Every time there’s a new bitcoin transaction (aka some bitcoins move from one person to another) – all the nodes connected to the blockchain start trying to find the answer to the equation (like a bunch of competitors at an academic decathlon). The first computer to find the magic number gets the prize (brand new bitcoin). And the owner of that particular node has just “mined” new bitcoin.
Although it’s really the nodes doing all the work, mining bitcoins isn’t super easy. The mathematical equations get harder and harder, and the rewards get smaller and smaller, depending on how many nodes (and people) are trying to find the magic number at one time. So, when bitcoin itself was a relatively new and obscure cryptocurrency, it was way easier to mine new bitcoin. Now, there’s loads more competition. And because of this, it comes down to how powerful your computer is – mining bitcoin takes a whole lot of electricity and powerful hardware. The faster your computer (and the more electricity it eats up), the more chance it has of finding the magic number first.

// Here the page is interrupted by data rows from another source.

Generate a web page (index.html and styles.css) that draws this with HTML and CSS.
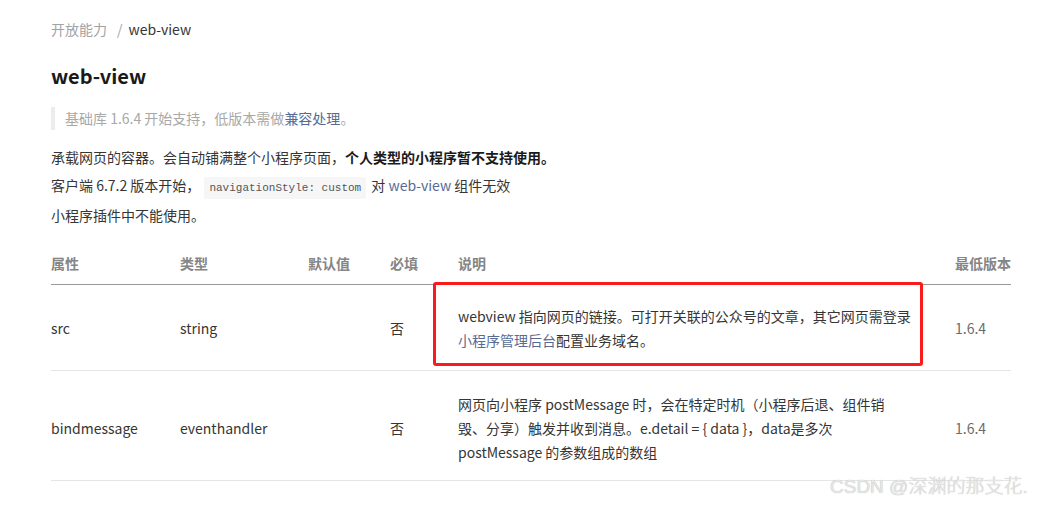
FILE: index.html
```html
<!DOCTYPE html>
<html lang="zh-CN">
<head>
<meta charset="utf-8">
<title>web-view</title>
<link rel="stylesheet" href="styles.css">
</head>
<body>
<div class="page">
  <div class="crumb"><span class="crumb-parent">开放能力</span><span class="crumb-sep">/</span><span class="crumb-cur">web-view</span></div>
  <h1 class="title">web-view</h1>
  <blockquote class="tip">基础库 1.6.4 开始支持，低版本需做<a class="link">兼容处理</a>。</blockquote>
  <p class="para p1">承载网页的容器。会自动铺满整个小程序页面，<strong>个人类型的小程序暂不支持使用。</strong></p>
  <p class="para p2">客户端 6.7.2 版本开始，<code class="code">navigationStyle: custom</code> 对 <a class="link">web-view</a> 组件无效</p>
  <p class="para p3">小程序插件中不能使用。</p>
  <div class="table-wrap">
    <table class="props">
      <colgroup>
        <col class="c1"><col class="c2"><col class="c3"><col class="c4"><col class="c5"><col class="c6">
      </colgroup>
      <thead>
        <tr><th>属性</th><th>类型</th><th>默认值</th><th>必填</th><th>说明</th><th>最低版本</th></tr>
      </thead>
      <tbody>
        <tr class="row-src">
          <td>src</td><td>string</td><td></td><td>否</td>
          <td class="desc">webview 指向网页的链接。可打开关联的公众号的文章，其它网页需登录<a class="link">小程序管理后台</a>配置业务域名。</td>
          <td class="ver">1.6.4</td>
        </tr>
        <tr class="row-msg">
          <td>bindmessage</td><td>eventhandler</td><td></td><td>否</td>
          <td class="desc">网页向小程序 postMessage 时，会在特定时机（小程序后退、组件销毁、分享）触发并收到消息。e.detail = { data }，data是多次 postMessage 的参数组成的数组</td>
          <td class="ver">1.6.4</td>
        </tr>
      </tbody>
    </table>
    <div class="mark"></div>
  </div>
</div>
<div class="watermark">CSDN @深渊的那支花.</div>
</body>
</html>
```

FILE: styles.css
```css
html, body {
  margin: 0;
  padding: 0;
  background: #fff;
}
body {
  font-family: "Noto Sans CJK SC", "Noto Sans", sans-serif;
  font-size: 14px;
  color: #353535;
  position: relative;
  width: 1041px;
  height: 505px;
  overflow: hidden;
}
.page {
  padding: 19px 30px 0 51px;
}
.crumb {
  line-height: 20px;
  height: 20px;
}
.crumb-parent { color: #a3a3a3; }
.crumb-sep { color: #a3a3a3; margin: 0 6px 0 10px; }
.crumb-cur { color: #353535; }
.title {
  margin: 23px 0 0;
  font-size: 20px;
  line-height: 28px;
  font-weight: 700;
  color: #1a1a1a;
}
.tip {
  margin: 17px 0 0;
  padding: 0 0 0 10px;
  border-left: 4px solid #ececec;
  line-height: 23px;
  color: #a8a8a8;
}
.link {
  color: #576b95;
  text-decoration: none;
}
.para {
  margin: 0;
  line-height: 28px;
  height: 28px;
}
.p1 { margin-top: 13px; }
.p3 { margin-top: 2px; }
.para strong { font-weight: 700; color: #1a1a1a; }
.code {
  font-family: "Liberation Mono", monospace;
  font-size: 11px;
  line-height: 1;
  background: #f6f6f6;
  color: #555;
  padding: 5px 5px;
  margin: 0 2px 0 4px;
  border-radius: 2px;
}
.table-wrap {
  position: relative;
  margin-top: 10px;
  width: 960px;
}
.props {
  width: 960px;
  border-collapse: collapse;
  table-layout: fixed;
}
.c1 { width: 129px; }
.c2 { width: 128px; }
.c3 { width: 82px; }
.c4 { width: 68px; }
.c5 { width: 497px; }
.c6 { width: 56px; }
.props th {
  text-align: left;
  font-weight: 700;
  color: #858585;
  padding: 12px 0 9px;
  line-height: 24px;
  border-bottom: 1px solid #999;
}
.props td {
  padding: 19px 0 18px;
  line-height: 24px;
  vertical-align: middle;
  border-bottom: 1px solid #e5e5e5;
  color: #353535;
}
.props .row-msg td {
  padding: 21px 0 16px;
}
.props td.desc {
  padding-right: 43px;
}
.props td.ver {
  color: #6b6b6b;
}
.mark {
  position: absolute;
  left: 382px;
  top: 43px;
  width: 484px;
  height: 78px;
  border: 3px solid #fa1c1c;
  border-radius: 3px;
}
.watermark {
  position: absolute;
  left: 830px;
  top: 474px;
  font-family: "Liberation Sans", "Noto Sans CJK SC", sans-serif;
  font-size: 19px;
  line-height: 26px;
  font-weight: 300;
  color: #e6e6e6;
  text-shadow: 0 0 1px #b0b0b0;
  white-space: nowrap;
}
```
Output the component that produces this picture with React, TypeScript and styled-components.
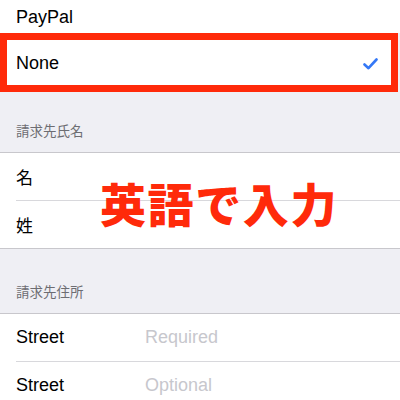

Also, you might be thinking: if new bitcoin can be mined like this, then is there an unlimited supply? Can someone theoretically mine new money whenever they need it? Not quite. The person who originally created bitcoin (who’s anonymous and mysterious, btw) put it into the bitcoin program code that only 21 million bitcoins can ever exist. So, once we hit that 21 million maximum, there won’t be any more mining.
So how is bitcoin used?
Like any other currency. People who own bitcoin have an encrypted (meaning the data is hidden through code) digital wallet on their computer. They have a “key” (more code) to their wallet, that is essentially their password to unlocking it to spend bitcoin. Keys are generated through websites online. With the key, you can essentially use bitcoin like normal money. Gift cards, hotel rooms, apps – they can all be bought using bitcoin.
And that was our Economics Explainer! Although certainly unusual and complicated to understand, bitcoin is certainly an interesting aspect of our economy, with a hotly-debated future usefulness.